TASK STATEMENT
Type out the complete listing below word for word, without its pictures.

SUPPLIED DATA

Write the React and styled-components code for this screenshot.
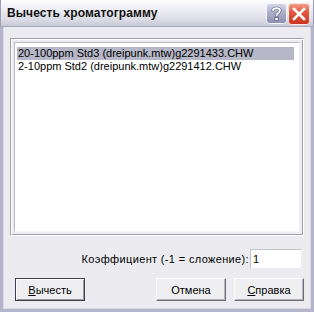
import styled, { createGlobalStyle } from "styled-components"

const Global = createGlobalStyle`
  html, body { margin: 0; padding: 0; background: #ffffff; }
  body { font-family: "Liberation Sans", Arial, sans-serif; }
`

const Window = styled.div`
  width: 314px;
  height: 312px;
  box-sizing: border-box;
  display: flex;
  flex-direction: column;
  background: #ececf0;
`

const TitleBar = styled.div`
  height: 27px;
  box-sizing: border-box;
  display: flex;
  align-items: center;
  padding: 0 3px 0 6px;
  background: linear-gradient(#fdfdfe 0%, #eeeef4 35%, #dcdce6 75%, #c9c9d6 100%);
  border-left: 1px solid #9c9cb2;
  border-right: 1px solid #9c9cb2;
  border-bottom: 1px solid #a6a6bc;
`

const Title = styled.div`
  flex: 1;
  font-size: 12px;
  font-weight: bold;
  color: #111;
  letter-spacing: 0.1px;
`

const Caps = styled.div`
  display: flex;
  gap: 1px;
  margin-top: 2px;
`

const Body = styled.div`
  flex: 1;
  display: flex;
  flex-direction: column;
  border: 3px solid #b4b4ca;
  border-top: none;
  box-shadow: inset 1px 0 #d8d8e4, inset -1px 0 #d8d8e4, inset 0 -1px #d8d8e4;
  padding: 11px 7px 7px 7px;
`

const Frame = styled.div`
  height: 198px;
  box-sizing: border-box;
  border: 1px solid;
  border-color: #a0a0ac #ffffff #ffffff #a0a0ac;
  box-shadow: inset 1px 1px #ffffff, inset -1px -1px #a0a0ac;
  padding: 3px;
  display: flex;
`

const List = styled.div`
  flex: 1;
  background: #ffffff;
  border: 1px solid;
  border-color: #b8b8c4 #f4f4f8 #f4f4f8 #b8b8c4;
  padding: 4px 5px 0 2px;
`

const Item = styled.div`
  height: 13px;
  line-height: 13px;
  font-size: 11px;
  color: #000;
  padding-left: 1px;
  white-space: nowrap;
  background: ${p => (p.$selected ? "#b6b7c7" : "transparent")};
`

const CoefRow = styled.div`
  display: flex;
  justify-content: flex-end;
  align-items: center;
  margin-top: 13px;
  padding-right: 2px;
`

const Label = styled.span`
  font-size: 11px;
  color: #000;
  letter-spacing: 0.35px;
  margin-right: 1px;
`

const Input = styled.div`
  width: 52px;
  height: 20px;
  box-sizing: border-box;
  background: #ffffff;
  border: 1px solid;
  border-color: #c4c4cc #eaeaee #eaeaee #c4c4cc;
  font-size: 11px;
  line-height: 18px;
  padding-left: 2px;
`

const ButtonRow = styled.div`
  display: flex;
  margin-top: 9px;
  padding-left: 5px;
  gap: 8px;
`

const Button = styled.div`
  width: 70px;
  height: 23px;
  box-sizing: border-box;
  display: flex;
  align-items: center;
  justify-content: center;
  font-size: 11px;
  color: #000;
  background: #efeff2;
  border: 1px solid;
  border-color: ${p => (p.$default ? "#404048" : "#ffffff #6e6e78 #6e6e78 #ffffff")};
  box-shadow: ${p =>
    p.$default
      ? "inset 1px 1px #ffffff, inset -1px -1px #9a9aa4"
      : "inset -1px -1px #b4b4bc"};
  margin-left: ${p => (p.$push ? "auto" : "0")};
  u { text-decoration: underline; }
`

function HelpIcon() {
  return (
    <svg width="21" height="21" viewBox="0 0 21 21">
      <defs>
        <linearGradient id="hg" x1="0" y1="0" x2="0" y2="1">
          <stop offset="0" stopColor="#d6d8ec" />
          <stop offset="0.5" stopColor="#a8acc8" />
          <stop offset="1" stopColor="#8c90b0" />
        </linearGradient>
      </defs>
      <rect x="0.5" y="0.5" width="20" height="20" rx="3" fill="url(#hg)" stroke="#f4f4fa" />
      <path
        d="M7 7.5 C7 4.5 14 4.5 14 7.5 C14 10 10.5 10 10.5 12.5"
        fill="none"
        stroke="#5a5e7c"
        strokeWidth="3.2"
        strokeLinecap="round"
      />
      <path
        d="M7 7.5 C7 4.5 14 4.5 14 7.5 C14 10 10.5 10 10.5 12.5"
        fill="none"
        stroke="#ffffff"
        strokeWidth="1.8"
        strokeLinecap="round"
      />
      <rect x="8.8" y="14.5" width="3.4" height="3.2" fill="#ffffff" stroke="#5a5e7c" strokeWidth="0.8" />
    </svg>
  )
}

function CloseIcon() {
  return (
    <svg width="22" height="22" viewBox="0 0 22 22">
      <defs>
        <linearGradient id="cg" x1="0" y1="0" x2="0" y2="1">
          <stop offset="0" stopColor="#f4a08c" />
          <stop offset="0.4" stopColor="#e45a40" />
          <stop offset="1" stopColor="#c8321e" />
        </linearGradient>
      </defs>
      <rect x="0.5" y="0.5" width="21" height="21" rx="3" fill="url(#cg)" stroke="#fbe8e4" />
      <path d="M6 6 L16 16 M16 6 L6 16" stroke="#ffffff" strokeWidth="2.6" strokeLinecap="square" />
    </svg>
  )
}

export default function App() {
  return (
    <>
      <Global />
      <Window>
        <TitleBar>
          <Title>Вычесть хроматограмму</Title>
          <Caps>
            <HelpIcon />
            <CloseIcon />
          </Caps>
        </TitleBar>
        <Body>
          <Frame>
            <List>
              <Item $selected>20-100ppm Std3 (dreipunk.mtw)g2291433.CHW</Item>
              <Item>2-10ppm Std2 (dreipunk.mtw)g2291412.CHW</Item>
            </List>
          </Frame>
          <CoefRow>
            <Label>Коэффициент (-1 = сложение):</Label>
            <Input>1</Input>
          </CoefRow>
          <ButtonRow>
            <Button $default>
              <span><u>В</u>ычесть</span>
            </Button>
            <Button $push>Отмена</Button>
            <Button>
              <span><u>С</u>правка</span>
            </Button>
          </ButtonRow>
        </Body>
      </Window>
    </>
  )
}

SOLUTION TO THIS EXERCISE
Write the React and styled-components code for this screenshot.
import styled, { createGlobalStyle } from "styled-components"

const Global = createGlobalStyle`
  html, body { margin: 0; padding: 0; background: #ffffff; }
  body { font-family: "Liberation Sans", Arial, sans-serif; }
`

const Window = styled.div`
  width: 314px;
  height: 312px;
  box-sizing: border-box;
  display: flex;
  flex-direction: column;
  background: #ececf0;
`

const TitleBar = styled.div`
  height: 27px;
  box-sizing: border-box;
  display: flex;
  align-items: center;
  padding: 0 3px 0 6px;
  background: linear-gradient(#fdfdfe 0%, #eeeef4 35%, #dcdce6 75%, #c9c9d6 100%);
  border-left: 1px solid #9c9cb2;
  border-right: 1px solid #9c9cb2;
  border-bottom: 1px solid #a6a6bc;
`

const Title = styled.div`
  flex: 1;
  font-size: 12px;
  font-weight: bold;
  color: #111;
  letter-spacing: 0.1px;
`

const Caps = styled.div`
  display: flex;
  gap: 1px;
  margin-top: 2px;
`

const Body = styled.div`
  flex: 1;
  display: flex;
  flex-direction: column;
  border: 3px solid #b4b4ca;
  border-top: none;
  box-shadow: inset 1px 0 #d8d8e4, inset -1px 0 #d8d8e4, inset 0 -1px #d8d8e4;
  padding: 11px 7px 7px 7px;
`

const Frame = styled.div`
  height: 198px;
  box-sizing: border-box;
  border: 1px solid;
  border-color: #a0a0ac #ffffff #ffffff #a0a0ac;
  box-shadow: inset 1px 1px #ffffff, inset -1px -1px #a0a0ac;
  padding: 3px;
  display: flex;
`

const List = styled.div`
  flex: 1;
  background: #ffffff;
  border: 1px solid;
  border-color: #b8b8c4 #f4f4f8 #f4f4f8 #b8b8c4;
  padding: 4px 5px 0 2px;
`

const Item = styled.div`
  height: 13px;
  line-height: 13px;
  font-size: 11px;
  color: #000;
  padding-left: 1px;
  white-space: nowrap;
  background: ${p => (p.$selected ? "#b6b7c7" : "transparent")};
`

const CoefRow = styled.div`
  display: flex;
  justify-content: flex-end;
  align-items: center;
  margin-top: 13px;
  padding-right: 2px;
`

const Label = styled.span`
  font-size: 11px;
  color: #000;
  letter-spacing: 0.35px;
  margin-right: 1px;
`

const Input = styled.div`
  width: 52px;
  height: 20px;
  box-sizing: border-box;
  background: #ffffff;
  border: 1px solid;
  border-color: #c4c4cc #eaeaee #eaeaee #c4c4cc;
  font-size: 11px;
  line-height: 18px;
  padding-left: 2px;
`

const ButtonRow = styled.div`
  display: flex;
  margin-top: 9px;
  padding-left: 5px;
  gap: 8px;
`

const Button = styled.div`
  width: 70px;
  height: 23px;
  box-sizing: border-box;
  display: flex;
  align-items: center;
  justify-content: center;
  font-size: 11px;
  color: #000;
  background: #efeff2;
  border: 1px solid;
  border-color: ${p => (p.$default ? "#404048" : "#ffffff #6e6e78 #6e6e78 #ffffff")};
  box-shadow: ${p =>
    p.$default
      ? "inset 1px 1px #ffffff, inset -1px -1px #9a9aa4"
      : "inset -1px -1px #b4b4bc"};
  margin-left: ${p => (p.$push ? "auto" : "0")};
  u { text-decoration: underline; }
`

function HelpIcon() {
  return (
    <svg width="21" height="21" viewBox="0 0 21 21">
      <defs>
        <linearGradient id="hg" x1="0" y1="0" x2="0" y2="1">
          <stop offset="0" stopColor="#d6d8ec" />
          <stop offset="0.5" stopColor="#a8acc8" />
          <stop offset="1" stopColor="#8c90b0" />
        </linearGradient>
      </defs>
      <rect x="0.5" y="0.5" width="20" height="20" rx="3" fill="url(#hg)" stroke="#f4f4fa" />
      <path
        d="M7 7.5 C7 4.5 14 4.5 14 7.5 C14 10 10.5 10 10.5 12.5"
        fill="none"
        stroke="#5a5e7c"
        strokeWidth="3.2"
        strokeLinecap="round"
      />
      <path
        d="M7 7.5 C7 4.5 14 4.5 14 7.5 C14 10 10.5 10 10.5 12.5"
        fill="none"
        stroke="#ffffff"
        strokeWidth="1.8"
        strokeLinecap="round"
      />
      <rect x="8.8" y="14.5" width="3.4" height="3.2" fill="#ffffff" stroke="#5a5e7c" strokeWidth="0.8" />
    </svg>
  )
}

function CloseIcon() {
  return (
    <svg width="22" height="22" viewBox="0 0 22 22">
      <defs>
        <linearGradient id="cg" x1="0" y1="0" x2="0" y2="1">
          <stop offset="0" stopColor="#f4a08c" />
          <stop offset="0.4" stopColor="#e45a40" />
          <stop offset="1" stopColor="#c8321e" />
        </linearGradient>
      </defs>
      <rect x="0.5" y="0.5" width="21" height="21" rx="3" fill="url(#cg)" stroke="#fbe8e4" />
      <path d="M6 6 L16 16 M16 6 L6 16" stroke="#ffffff" strokeWidth="2.6" strokeLinecap="square" />
    </svg>
  )
}

export default function App() {
  return (
    <>
      <Global />
      <Window>
        <TitleBar>
          <Title>Вычесть хроматограмму</Title>
          <Caps>
            <HelpIcon />
            <CloseIcon />
          </Caps>
        </TitleBar>
        <Body>
          <Frame>
            <List>
              <Item $selected>20-100ppm Std3 (dreipunk.mtw)g2291433.CHW</Item>
              <Item>2-10ppm Std2 (dreipunk.mtw)g2291412.CHW</Item>
            </List>
          </Frame>
          <CoefRow>
            <Label>Коэффициент (-1 = сложение):</Label>
            <Input>1</Input>
          </CoefRow>
          <ButtonRow>
            <Button $default>
              <span><u>В</u>ычесть</span>
            </Button>
            <Button $push>Отмена</Button>
            <Button>
              <span><u>С</u>правка</span>
            </Button>
          </ButtonRow>
        </Body>
      </Window>
    </>
  )
}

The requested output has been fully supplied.